▶ **Set problem**:
Print all of the lines exactly. Any picture among them stays out.

----------

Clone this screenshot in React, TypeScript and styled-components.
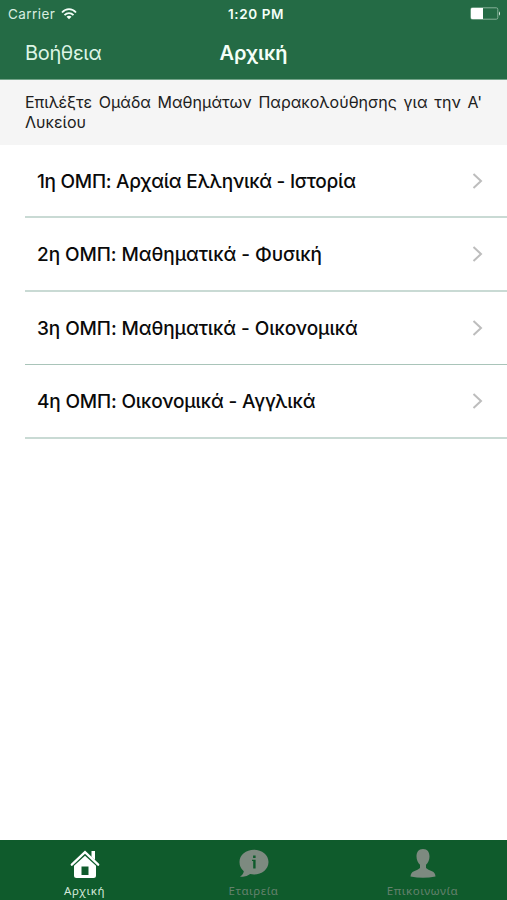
import React from "react";
import styled, { createGlobalStyle } from "styled-components";

const GlobalStyle = createGlobalStyle`
  *, *::before, *::after { box-sizing: border-box; }
  body { margin: 0; background: #fff; }
`;

const Screen = styled.div`
  display: flex;
  flex-direction: column;
  width: 507px;
  height: 900px;
  overflow: hidden;
  background: #fff;
  color: #0a0a0a;
  font-family: Inter, "Noto Sans", sans-serif;
`;

const Header = styled.header`
  flex: none;
  height: 80px;
  background: #246b45;
  border-bottom: 1px solid #73a489;
  color: #f4fff8;
`;

const StatusBar = styled.div`
  display: grid;
  grid-template-columns: 1fr auto 1fr;
  align-items: center;
  height: 27px;
  padding: 0 6px 0 8px;
  font-size: 13.5px;
`;

const Carrier = styled.div`
  display: flex;
  align-items: center;
  gap: 6px;
  letter-spacing: 0.45px;
  color: #d8eee0;
`;

const Time = styled.div`
  font-weight: 600;
  font-size: 13.5px;
  letter-spacing: 0.6px;
  padding-left: 3px;
`;

const BatterySlot = styled.div`
  display: flex;
  justify-content: flex-end;
`;

const NavBar = styled.nav`
  display: grid;
  grid-template-columns: 1fr auto 1fr;
  align-items: center;
  height: 52px;
  padding: 0 25px;
`;

const HelpButton = styled.button`
  justify-self: start;
  padding: 0;
  border: 0;
  background: none;
  color: #dcf5e5;
  font: 400 20px/28px Inter, sans-serif;
  letter-spacing: -0.35px;
`;

const Title = styled.h1`
  margin: 0;
  font-size: 20px;
  line-height: 28px;
  font-weight: 600;
`;

const Prompt = styled.p`
  flex: none;
  height: 65px;
  margin: 0;
  padding: 12px 25px 0;
  background: #f5f5f5;
  color: #202020;
  font-size: 16px;
  line-height: 20px;
  text-align: justify;
`;

const List = styled.ul`
  flex: 1;
  margin: 0;
  padding: 0 0 0 25px;
  list-style: none;
`;

const Row = styled.li<{ $crisp?: boolean }>`
  display: flex;
  align-items: center;
  justify-content: space-between;
  height: 73.4px;
  padding: 0 24px 0 12px;
  border-bottom: ${(p) => (p.$crisp ? "1px solid #a9c4b9" : "2px solid #c9dad4")};
`;

const RowLabel = styled.span<{ $tracking: number }>`
  padding-top: 1px;
  font-size: 19px;
  font-weight: 500;
  letter-spacing: ${(p) => p.$tracking}px;
  white-space: nowrap;
`;

const TabBar = styled.footer`
  flex: none;
  display: grid;
  grid-template-columns: repeat(3, 1fr);
  height: 60px;
  background: #0f5b2c;
`;

const Tab = styled.div<{ $active?: boolean }>`
  display: flex;
  flex-direction: column;
  align-items: center;
  padding-top: 9px;
  color: ${(p) => (p.$active ? "#fff" : "#7d8a80")};
`;

const TabLabel = styled.span<{ $active?: boolean }>`
  margin-top: 6px;
  font: 400 11.5px/14px "Noto Sans", sans-serif;
  letter-spacing: 0.5px;
  color: ${(p) => (p.$active ? "#d3e8d9" : "#64816c")};
`;

const Wifi = () => (
  <svg width="16" height="12" viewBox="0 0 16 12" fill="none" stroke="#f4fff8" strokeWidth="1.8">
    <path d="M1 4.5C5-.1 11-.1 15 4.5M3.5 7.2C6.1 4.3 9.9 4.3 12.5 7.2" />
    <path d="M8 11.2 5.5 8.7C6.8 7.3 9.2 7.3 10.5 8.7Z" fill="#f4fff8" stroke="none" />
  </svg>
);

const Battery = () => (
  <svg width="31" height="13" viewBox="0 0 31 13">
    <rect x=".8" y=".8" width="27" height="11.4" rx="1.5" fill="none" stroke="#87b199" strokeWidth="1" />
    <path d="M2 1h11v11H2Q1 12 1 11V2Q1 1 2 1Z" fill="#fff" />
    <path d="M29 4.2Q31 6.5 29 8.8Z" fill="#e6f5eb" />
  </svg>
);

const Chevron = () => (
  <svg width="11" height="16" viewBox="0 0 11 16" fill="none" stroke="#bdbdbd" strokeWidth="2">
    <path d="M1.5 1 9 8 1.5 15" />
  </svg>
);

const HomeIcon = () => (
  <svg width="30" height="29" viewBox="0 0 30 29">
    <path d="M1.8 15.7 15 3.2 28.2 15.7" fill="none" stroke="#fff" strokeWidth="2.3" strokeLinecap="round" />
    <path d="M21.5 2H25v9l-3.5-3Z" fill="#fff" />
    <path fillRule="evenodd" d="M15 6.8 26 16.7V26.5Q26 29 23.5 29H6.5Q4 29 4 26.5V16.7ZM11.5 17.5V26h7V17.5Z" fill="#fff" />
  </svg>
);

const InfoIcon = () => (
  <svg width="30" height="29" viewBox="0 0 30 29">
    <path d="M15 .8C23 .8 29.5 6 29.5 13S23 25.5 15 25.5Q13 25.5 11.2 25.1Q6.5 28.7 1 27.4Q4.4 25.6 4.8 22.2Q.5 18.8.5 13C.5 6 7 .8 15 .8Z" fill="currentColor" />
    <path d="M13 10.8h3.6v8.7H14.2v-7.4H13ZM14.1 6.6h2.5V9h-2.5Z" fill="#0f5b2c" />
  </svg>
);

const PersonIcon = () => (
  <svg width="26" height="29" viewBox="0 0 26 29">
    <path d="M13 0C17.5 0 19.5 3 19.5 7.5C19.5 11 18 14 16 15.8V19Q18 21 22 22.2Q25.3 23.5 25.5 27.5Q19 28.7 13 28.7T.5 27.5Q.7 23.5 4 22.2Q8 21 10 19V15.8C8 14 6.5 11 6.5 7.5C6.5 3 8.5 0 13 0Z" fill="currentColor" />
  </svg>
);

const groups = [
  { label: "1η ΟΜΠ: Αρχαία Ελληνικά - Ιστορία", tracking: -0.27 },
  { label: "2η ΟΜΠ: Μαθηματικά - Φυσική", tracking: -0.07 },
  { label: "3η ΟΜΠ: Μαθηματικά - Οικονομικά", tracking: -0.09, crisp: true },
  { label: "4η ΟΜΠ: Οικονομικά - Αγγλικά", tracking: -0.18 },
];

export default function App() {
  return (
    <>
      <GlobalStyle />
      <Screen>
        <Header>
          <StatusBar>
            <Carrier>Carrier <Wifi /></Carrier>
            <Time>1:20 PM</Time>
            <BatterySlot><Battery /></BatterySlot>
          </StatusBar>
          <NavBar>
            <HelpButton>Βοήθεια</HelpButton>
            <Title>Αρχική</Title>
          </NavBar>
        </Header>
        <Prompt>Επιλέξτε Ομάδα Μαθημάτων Παρακολούθησης για την Α' Λυκείου</Prompt>
        <List>
          {groups.map((g) => (
            <Row key={g.label} $crisp={g.crisp}>
              <RowLabel $tracking={g.tracking}>{g.label}</RowLabel>
              <Chevron />
            </Row>
          ))}
        </List>
        <TabBar>
          <Tab $active><HomeIcon /><TabLabel $active>Αρχική</TabLabel></Tab>
          <Tab><InfoIcon /><TabLabel>Εταιρεία</TabLabel></Tab>
          <Tab><PersonIcon /><TabLabel>Επικοινωνία</TabLabel></Tab>
        </TabBar>
      </Screen>
    </>
  );
}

----------

▶ **Response below**:
Clone this screenshot in React, TypeScript and styled-components.
import React from "react";
import styled, { createGlobalStyle } from "styled-components";

const GlobalStyle = createGlobalStyle`
  *, *::before, *::after { box-sizing: border-box; }
  body { margin: 0; background: #fff; }
`;

const Screen = styled.div`
  display: flex;
  flex-direction: column;
  width: 507px;
  height: 900px;
  overflow: hidden;
  background: #fff;
  color: #0a0a0a;
  font-family: Inter, "Noto Sans", sans-serif;
`;

const Header = styled.header`
  flex: none;
  height: 80px;
  background: #246b45;
  border-bottom: 1px solid #73a489;
  color: #f4fff8;
`;

const StatusBar = styled.div`
  display: grid;
  grid-template-columns: 1fr auto 1fr;
  align-items: center;
  height: 27px;
  padding: 0 6px 0 8px;
  font-size: 13.5px;
`;

const Carrier = styled.div`
  display: flex;
  align-items: center;
  gap: 6px;
  letter-spacing: 0.45px;
  color: #d8eee0;
`;

const Time = styled.div`
  font-weight: 600;
  font-size: 13.5px;
  letter-spacing: 0.6px;
  padding-left: 3px;
`;

const BatterySlot = styled.div`
  display: flex;
  justify-content: flex-end;
`;

const NavBar = styled.nav`
  display: grid;
  grid-template-columns: 1fr auto 1fr;
  align-items: center;
  height: 52px;
  padding: 0 25px;
`;

const HelpButton = styled.button`
  justify-self: start;
  padding: 0;
  border: 0;
  background: none;
  color: #dcf5e5;
  font: 400 20px/28px Inter, sans-serif;
  letter-spacing: -0.35px;
`;

const Title = styled.h1`
  margin: 0;
  font-size: 20px;
  line-height: 28px;
  font-weight: 600;
`;

const Prompt = styled.p`
  flex: none;
  height: 65px;
  margin: 0;
  padding: 12px 25px 0;
  background: #f5f5f5;
  color: #202020;
  font-size: 16px;
  line-height: 20px;
  text-align: justify;
`;

const List = styled.ul`
  flex: 1;
  margin: 0;
  padding: 0 0 0 25px;
  list-style: none;
`;

const Row = styled.li<{ $crisp?: boolean }>`
  display: flex;
  align-items: center;
  justify-content: space-between;
  height: 73.4px;
  padding: 0 24px 0 12px;
  border-bottom: ${(p) => (p.$crisp ? "1px solid #a9c4b9" : "2px solid #c9dad4")};
`;

const RowLabel = styled.span<{ $tracking: number }>`
  padding-top: 1px;
  font-size: 19px;
  font-weight: 500;
  letter-spacing: ${(p) => p.$tracking}px;
  white-space: nowrap;
`;

const TabBar = styled.footer`
  flex: none;
  display: grid;
  grid-template-columns: repeat(3, 1fr);
  height: 60px;
  background: #0f5b2c;
`;

const Tab = styled.div<{ $active?: boolean }>`
  display: flex;
  flex-direction: column;
  align-items: center;
  padding-top: 9px;
  color: ${(p) => (p.$active ? "#fff" : "#7d8a80")};
`;

const TabLabel = styled.span<{ $active?: boolean }>`
  margin-top: 6px;
  font: 400 11.5px/14px "Noto Sans", sans-serif;
  letter-spacing: 0.5px;
  color: ${(p) => (p.$active ? "#d3e8d9" : "#64816c")};
`;

const Wifi = () => (
  <svg width="16" height="12" viewBox="0 0 16 12" fill="none" stroke="#f4fff8" strokeWidth="1.8">
    <path d="M1 4.5C5-.1 11-.1 15 4.5M3.5 7.2C6.1 4.3 9.9 4.3 12.5 7.2" />
    <path d="M8 11.2 5.5 8.7C6.8 7.3 9.2 7.3 10.5 8.7Z" fill="#f4fff8" stroke="none" />
  </svg>
);

const Battery = () => (
  <svg width="31" height="13" viewBox="0 0 31 13">
    <rect x=".8" y=".8" width="27" height="11.4" rx="1.5" fill="none" stroke="#87b199" strokeWidth="1" />
    <path d="M2 1h11v11H2Q1 12 1 11V2Q1 1 2 1Z" fill="#fff" />
    <path d="M29 4.2Q31 6.5 29 8.8Z" fill="#e6f5eb" />
  </svg>
);

const Chevron = () => (
  <svg width="11" height="16" viewBox="0 0 11 16" fill="none" stroke="#bdbdbd" strokeWidth="2">
    <path d="M1.5 1 9 8 1.5 15" />
  </svg>
);

const HomeIcon = () => (
  <svg width="30" height="29" viewBox="0 0 30 29">
    <path d="M1.8 15.7 15 3.2 28.2 15.7" fill="none" stroke="#fff" strokeWidth="2.3" strokeLinecap="round" />
    <path d="M21.5 2H25v9l-3.5-3Z" fill="#fff" />
    <path fillRule="evenodd" d="M15 6.8 26 16.7V26.5Q26 29 23.5 29H6.5Q4 29 4 26.5V16.7ZM11.5 17.5V26h7V17.5Z" fill="#fff" />
  </svg>
);

const InfoIcon = () => (
  <svg width="30" height="29" viewBox="0 0 30 29">
    <path d="M15 .8C23 .8 29.5 6 29.5 13S23 25.5 15 25.5Q13 25.5 11.2 25.1Q6.5 28.7 1 27.4Q4.4 25.6 4.8 22.2Q.5 18.8.5 13C.5 6 7 .8 15 .8Z" fill="currentColor" />
    <path d="M13 10.8h3.6v8.7H14.2v-7.4H13ZM14.1 6.6h2.5V9h-2.5Z" fill="#0f5b2c" />
  </svg>
);

const PersonIcon = () => (
  <svg width="26" height="29" viewBox="0 0 26 29">
    <path d="M13 0C17.5 0 19.5 3 19.5 7.5C19.5 11 18 14 16 15.8V19Q18 21 22 22.2Q25.3 23.5 25.5 27.5Q19 28.7 13 28.7T.5 27.5Q.7 23.5 4 22.2Q8 21 10 19V15.8C8 14 6.5 11 6.5 7.5C6.5 3 8.5 0 13 0Z" fill="currentColor" />
  </svg>
);

const groups = [
  { label: "1η ΟΜΠ: Αρχαία Ελληνικά - Ιστορία", tracking: -0.27 },
  { label: "2η ΟΜΠ: Μαθηματικά - Φυσική", tracking: -0.07 },
  { label: "3η ΟΜΠ: Μαθηματικά - Οικονομικά", tracking: -0.09, crisp: true },
  { label: "4η ΟΜΠ: Οικονομικά - Αγγλικά", tracking: -0.18 },
];

export default function App() {
  return (
    <>
      <GlobalStyle />
      <Screen>
        <Header>
          <StatusBar>
            <Carrier>Carrier <Wifi /></Carrier>
            <Time>1:20 PM</Time>
            <BatterySlot><Battery /></BatterySlot>
          </StatusBar>
          <NavBar>
            <HelpButton>Βοήθεια</HelpButton>
            <Title>Αρχική</Title>
          </NavBar>
        </Header>
        <Prompt>Επιλέξτε Ομάδα Μαθημάτων Παρακολούθησης για την Α' Λυκείου</Prompt>
        <List>
          {groups.map((g) => (
            <Row key={g.label} $crisp={g.crisp}>
              <RowLabel $tracking={g.tracking}>{g.label}</RowLabel>
              <Chevron />
            </Row>
          ))}
        </List>
        <TabBar>
          <Tab $active><HomeIcon /><TabLabel $active>Αρχική</TabLabel></Tab>
          <Tab><InfoIcon /><TabLabel>Εταιρεία</TabLabel></Tab>
          <Tab><PersonIcon /><TabLabel>Επικοινωνία</TabLabel></Tab>
        </TabBar>
      </Screen>
    </>
  );
}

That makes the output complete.